Las incongruencias funcionales de Mendoza tienen un efecto emotivo y hacen su cine inviable en muchos sentidos, tal como se pudo advertir en los desmoronamientos de La sociedad del semáforo (Mendoza, 2010): tal vez muchos celebren estas películas y se deshagan en elogios, más que nada, por sus excentricidades o sus momentos de humor, lo cual no es lo de menos, pero tampoco basta, y en los estrenos y en los círculos cercanos al autor esa autosatisfacción es ruidosa, pero a final de cuentas creo que muy pocos en Colombia y el extranjero puedan de veras amar estas películas. Puede ser que su director sienta que con mil o dos mil fans sienta que su labor está más que cumplida, pero de todos modos él siempre va a decir que eso no le importa en lo más mínimo, que si a uno no le gusta lo que él hace, pues peor para uno. Incluso es seguro que Mendoza contará por siempre con las facilidades de hacer cine del modo que cree atacar, o sea: en grande, pero si quiere jugar, como en verdad juega, al juego de la exhibición pública y comercial, debería quizá no aceptar, sino respetar (no es mucho pedir esto) ciertos principios elementales de sentido, el primero de los cuales, y esto puede sonar muy duro, es la fidelidad a uno mismo. Uno sí debe saber qué es lo que está haciendo.

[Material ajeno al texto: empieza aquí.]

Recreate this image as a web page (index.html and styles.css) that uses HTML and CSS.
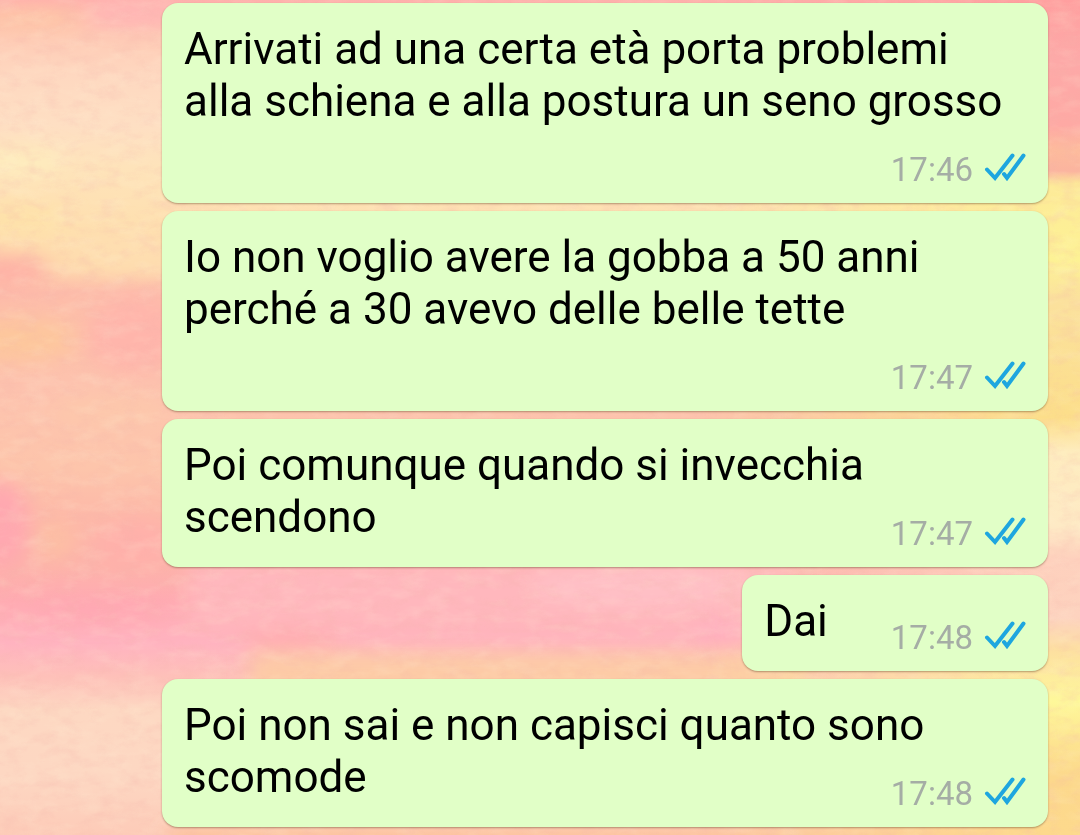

No entendemos por qué, si él parece ser tan consciente de que con el cine se crean lo que en el estreno llamó “statements”, postulados, busca más bien refundir filosofías, y además como sin pensar en ello, olvidando que el cine, siempre, es un tejido, un texto urdido, de diversas posibilidades, pero que requiere pensar antes de hacer, y no solo pensar, sino pensar bien: en diálogo profundo, al menos con uno mismo.
La idea de que el estado financie o apoye obras chamánicas como las suyas, brotadas de lo más profundo, es más que defendible: es correcta, pero por ello hace que uno pueda y deba hacer ciertas observaciones.